Another name I’ll be watching is Jawilme Ramírez, another right-hander who took home some hardware this season as the Florida Complex League Pitcher of the Year. At 20 years old, Ramírez recorded an 0.84 ERA in 43 IP with 40 strikeouts to just six walks — numbers that are difficult to fathom. He also earned a cameo with St. Lucie at the end of the season, where he showed less velocity than Ovalles but had excellent vertical break on his fastball, also mixing in a slider and change.

Personal favorite

When you’re a late-round draft pick, you may not be given that many opportunities to show what you’re made of. Taking advantage of those small openings is crucial. Wyatt Young was a 15th-round draft pick (in the first 20-round Draft in 2021) and didn’t immediately appear to be in line for priority reps, but that quickly changed.

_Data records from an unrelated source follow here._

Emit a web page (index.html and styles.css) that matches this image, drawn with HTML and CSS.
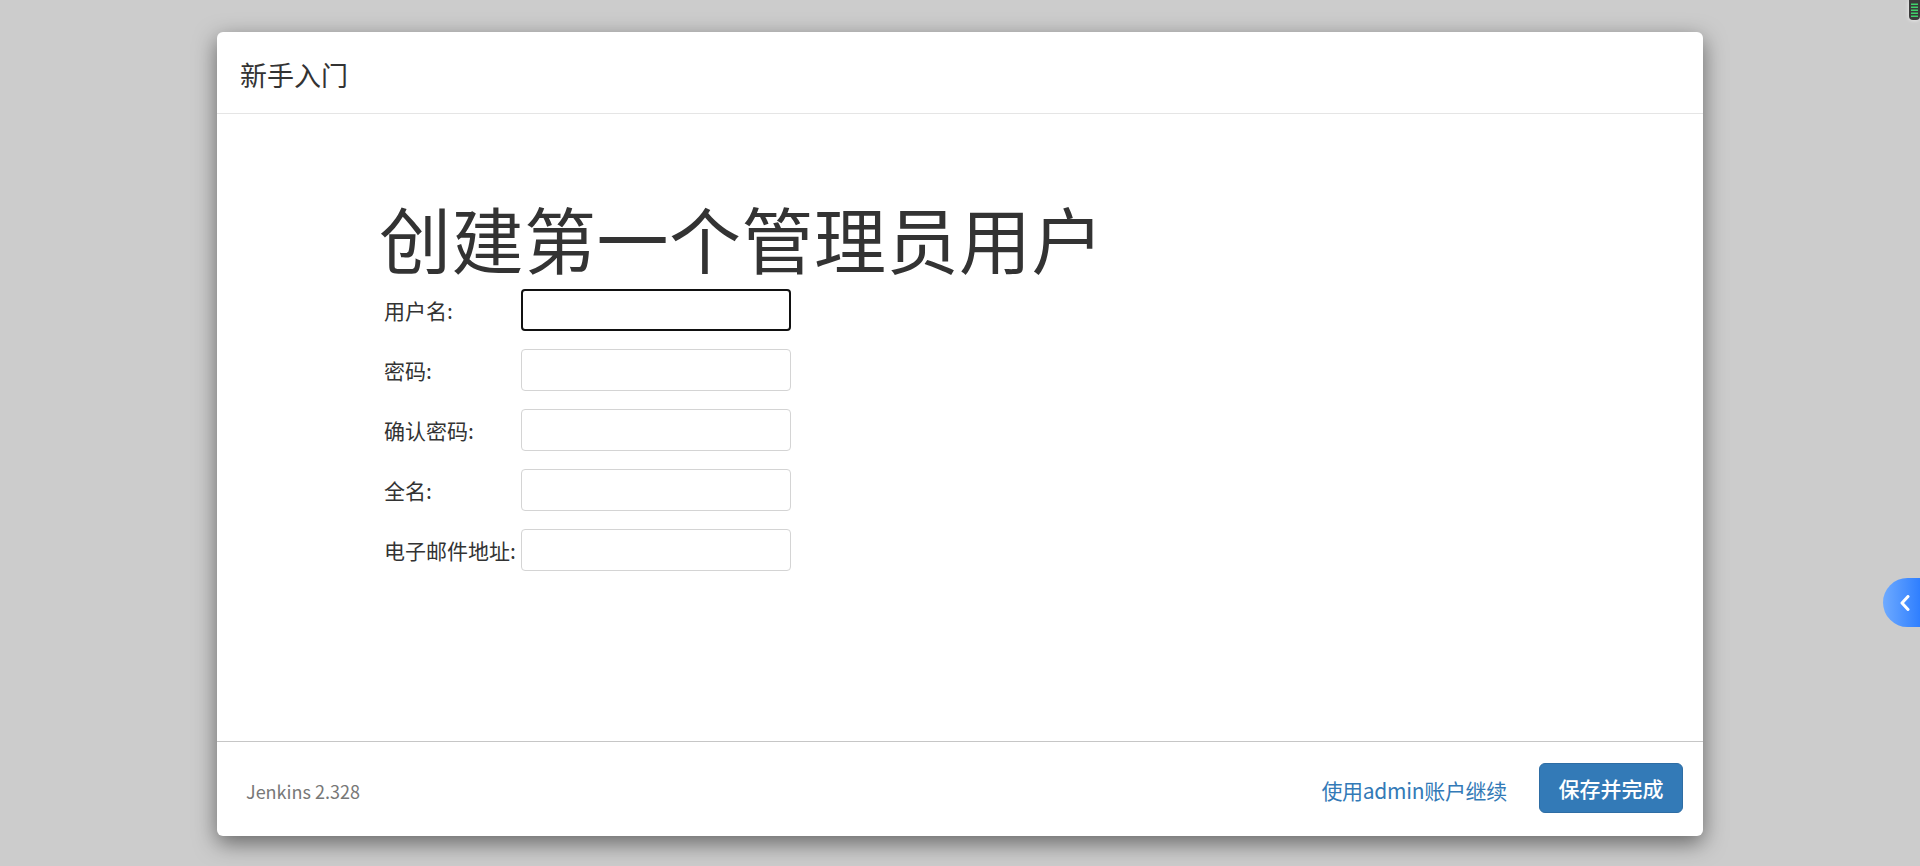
FILE: index.html
```html
<!DOCTYPE html>
<html lang="zh-CN">
<head>
<meta charset="utf-8">
<title>新手入门</title>
<link rel="stylesheet" href="styles.css">
</head>
<body>
<div class="modal">
  <div class="modal-header">
    <h4 class="modal-title">新手入门</h4>
  </div>
  <div class="modal-body">
    <h1 class="page-title">创建第一个管理员用户</h1>
    <form class="user-form">
      <label class="field-label" for="username">用户名:</label>
      <input class="field-input focused" id="username" type="text">
      <label class="field-label" for="password1">密码:</label>
      <input class="field-input" id="password1" type="password">
      <label class="field-label" for="password2">确认密码:</label>
      <input class="field-input" id="password2" type="password">
      <label class="field-label" for="fullname">全名:</label>
      <input class="field-input" id="fullname" type="text">
      <label class="field-label" for="email">电子邮件地址:</label>
      <input class="field-input" id="email" type="text">
    </form>
  </div>
  <div class="modal-footer">
    <div class="version">Jenkins 2.328</div>
    <div class="actions">
      <a class="skip-link" href="#">使用admin账户继续</a>
      <button class="btn-primary" type="button">保存并完成</button>
    </div>
  </div>
</div>

<div class="battery">
  <svg width="11" height="20" viewBox="0 0 11 20">
    <path d="M0 0 H11 V16 Q11 20 7 20 H4 Q0 20 0 16 Z" fill="#3b3b3b"/>
    <rect x="2" y="3.5" width="7" height="1.5" fill="#3fd36b"/>
    <rect x="2" y="6.5" width="7" height="1.5" fill="#3fd36b"/>
    <rect x="2" y="9.5" width="7" height="1.5" fill="#3fd36b"/>
    <rect x="2" y="12.5" width="7" height="1.5" fill="#3fd36b"/>
    <rect x="2" y="15.5" width="7" height="1.5" fill="#3fd36b"/>
  </svg>
</div>

<div class="side-tab">
  <svg width="12" height="16" viewBox="0 0 12 16">
    <path d="M9 1.5 L3 8 L9 14.5" fill="none" stroke="#ffffff" stroke-width="3" stroke-linecap="round" stroke-linejoin="round"/>
  </svg>
</div>
</body>
</html>
```

FILE: styles.css
```css
html, body {
  margin: 0;
  padding: 0;
}

body {
  background: #cccccc;
  height: 866px;
  overflow: hidden;
  font-family: "Noto Sans CJK SC", "Liberation Sans", sans-serif;
  color: #333333;
  padding: 32px 0 0 217px;
  box-sizing: border-box;
}

.modal {
  width: 1486px;
  height: 804px;
  background: #ffffff;
  border-radius: 6px;
  box-shadow: 0 7px 22px rgba(0, 0, 0, 0.5);
  display: flex;
  flex-direction: column;
  overflow: hidden;
}

.modal-header {
  height: 77px;
  border-bottom: 1px solid #e5e5e5;
  display: flex;
  align-items: center;
  padding: 4px 23px 0;
  flex: none;
}

.modal-title {
  margin: 0;
  font-size: 27px;
  font-weight: 400;
  line-height: 38px;
  color: #333333;
}

.modal-body {
  flex: 1;
  padding: 83px 0 0 162px;
}

.page-title {
  margin: 0;
  font-size: 72px;
  font-weight: 400;
  line-height: 80px;
  letter-spacing: 0.5px;
  color: #333333;
}

.user-form {
  margin: 12px 0 0 5px;
  display: grid;
  grid-template-columns: 137px 270px;
  grid-auto-rows: 42px;
  row-gap: 18px;
  align-items: center;
}

.field-label {
  font-size: 21px;
  line-height: 30px;
  color: #333333;
  white-space: nowrap;
}

.field-input {
  box-sizing: border-box;
  width: 270px;
  height: 42px;
  border: 1px solid #d4d4d4;
  border-radius: 4px;
  background: #ffffff;
  margin: 0;
  padding: 0 10px;
  font-family: inherit;
  font-size: 21px;
  outline: none;
}

.field-input.focused {
  border: 2px solid #111111;
  border-radius: 4px;
}

.modal-footer {
  height: 94px;
  border-top: 1px solid #c6c6c6;
  display: flex;
  align-items: center;
  justify-content: space-between;
  padding: 0 20px 0 29px;
  flex: none;
}

.version {
  font-size: 18px;
  color: #777777;
  padding-top: 3px;
  line-height: 28px;
}

.actions {
  display: flex;
  align-items: center;
  gap: 32px;
}

.skip-link {
  font-size: 21px;
  line-height: 30px;
  letter-spacing: -0.3px;
  color: #337ab7;
  text-decoration: none;
  padding-top: 2px;
}

.btn-primary {
  box-sizing: border-box;
  width: 144px;
  height: 50px;
  background: #337ab7;
  border: 1px solid #2e6da4;
  border-radius: 6px;
  color: #ffffff;
  font-family: inherit;
  font-size: 21px;
  font-weight: 500;
  padding: 0;
  margin-top: -2px;
}

.battery {
  position: absolute;
  top: 0;
  right: 0;
  width: 11px;
  height: 20px;
  filter: drop-shadow(0 0 2px rgba(255, 255, 255, 0.8));
}

.battery svg {
  display: block;
}

.side-tab {
  position: absolute;
  right: 0;
  top: 578px;
  width: 37px;
  height: 49px;
  border-radius: 25px 0 0 25px;
  background: linear-gradient(to right, #6eaaff, #2f7fff);
  display: flex;
  align-items: center;
  justify-content: flex-start;
  padding-left: 16px;
  box-sizing: border-box;
}

.side-tab svg {
  display: block;
}
```
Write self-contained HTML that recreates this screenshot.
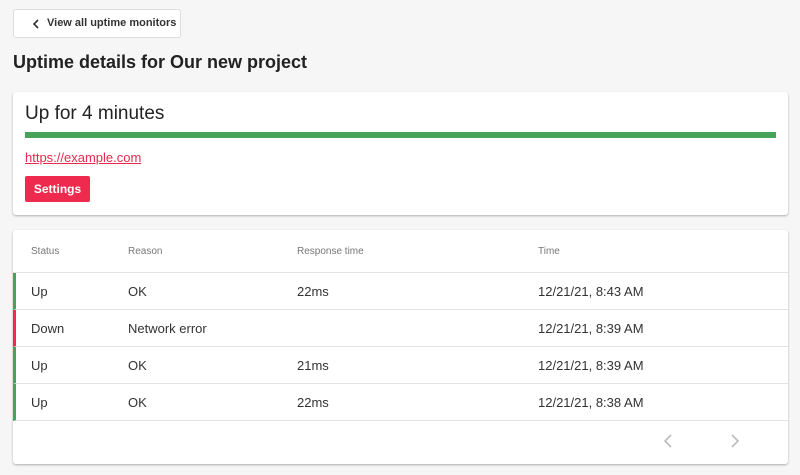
<!DOCTYPE html><html><head><style>
body{margin:0;background:#f6f6f6;font-family:"Liberation Sans",sans-serif;color:#222;width:800px;height:475px;overflow:hidden;position:relative}
.abs{position:absolute;white-space:nowrap}
.back{left:13px;top:9px;width:166px;height:27px;border:1px solid #ddd;background:#fff;border-radius:3px;font-size:11px;font-weight:bold;color:#333}
.card{background:#fff;border-radius:3px;box-shadow:0 1px 2px rgba(0,0,0,.3)}
.row{position:absolute;left:0;width:775px;height:36px;border-bottom:1px solid #e3e3e3;font-size:13px;color:#333}
.row span{position:absolute;top:11px;white-space:nowrap}
</style></head><body>
<div class="abs back"><svg class="abs" style="left:18px;top:9px" width="8" height="10"><path d="M6 1L2 5l4 4" fill="none" stroke="#333" stroke-width="1.6"/></svg><span class="abs" style="left:33px;top:7px">View all uptime monitors</span></div>
<div class="abs" style="left:13px;top:52px;font-size:18px;font-weight:bold;color:#222">Uptime details for Our new project</div>
<div class="abs card" style="left:13px;top:92px;width:775px;height:123px">
<div class="abs" style="left:12px;top:11px;font-size:19px">Up for 4 minutes</div>
<div class="abs" style="left:12px;top:40px;width:751px;height:6px;background:#47a35a"></div>
<div class="abs" style="left:12px;top:58px;font-size:13px;color:#e8294c;text-decoration:underline">https://example.com</div>
<div class="abs" style="left:12px;top:84px;width:65px;height:26px;background:#ee2a4e;border-radius:2px;color:#fff;font-size:12px;font-weight:bold;text-align:center;line-height:26px">Settings</div>
</div>
<div class="abs card" style="left:13px;top:230px;width:775px;height:234px">
<div class="abs" style="top:16px;left:18px;font-size:10px;color:#777">Status</div>
<div class="abs" style="top:16px;left:115px;font-size:10px;color:#777">Reason</div>
<div class="abs" style="top:16px;left:284px;font-size:10px;color:#777">Response time</div>
<div class="abs" style="top:16px;left:525px;font-size:10px;color:#777">Time</div>
<div class="abs" style="top:42px;left:0;width:775px;border-top:1px solid #e3e3e3"></div>
<div class="row" style="top:43px;border-left:3px solid #47a35a;width:772px"><span style="left:15px">Up</span><span style="left:112px">OK</span><span style="left:281px">22ms</span><span style="left:522px">12/21/21, 8:43 AM</span></div>
<div class="row" style="top:80px;border-left:3px solid #ee2a4e;width:772px"><span style="left:15px">Down</span><span style="left:112px">Network error</span><span style="left:522px">12/21/21, 8:39 AM</span></div>
<div class="row" style="top:117px;border-left:3px solid #47a35a;width:772px"><span style="left:15px">Up</span><span style="left:112px">OK</span><span style="left:281px">21ms</span><span style="left:522px">12/21/21, 8:39 AM</span></div>
<div class="row" style="top:154px;border-left:3px solid #47a35a;width:772px"><span style="left:15px">Up</span><span style="left:112px">OK</span><span style="left:281px">22ms</span><span style="left:522px">12/21/21, 8:38 AM</span></div>
<svg class="abs" style="left:650px;top:204px" width="10" height="14"><path d="M8 1L2 7l6 6" fill="none" stroke="#bbb" stroke-width="1.6"/></svg>
<svg class="abs" style="left:717px;top:204px" width="10" height="14"><path d="M2 1l6 6-6 6" fill="none" stroke="#bbb" stroke-width="1.6"/></svg>
</div>
</body></html>
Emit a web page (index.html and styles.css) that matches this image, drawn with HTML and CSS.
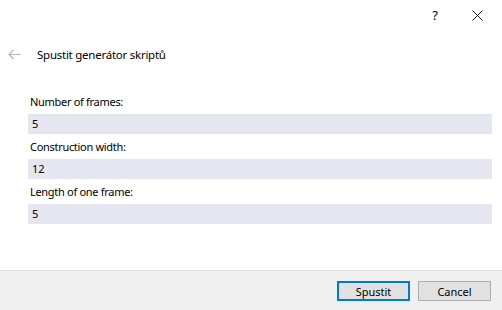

Young received a call-up to play in a handful of major league spring training Games in March — not even as an official non-roster invite — and doubled and singled in one of them. After just five games in April with High-A Brooklyn, he was promoted all the way to Triple-A — less than a year after he was drafted — initially as an emergency fill-in but eventually as an everyday starter for three weeks as he hit .352 with an .882 OPS in 19 games.

That performance essentially got him a promotion by demotion as he settled in with Double-A Binghamton for the rest of the year. Young has an incredible eye and bat-to-ball skills, with his plate discipline data ranking among the best in all of the minors. He showed a bit of power with seven homers, but he stands at 5-foot-7 so that just isn’t going to be his game.

Young is an easy guy to root for and his early returns aren’t making it any more difficult. He might make it back to Syracuse in 2023, where he’ll certainly be given a hero’s welcome after his magical run last season delighted the local fanbase.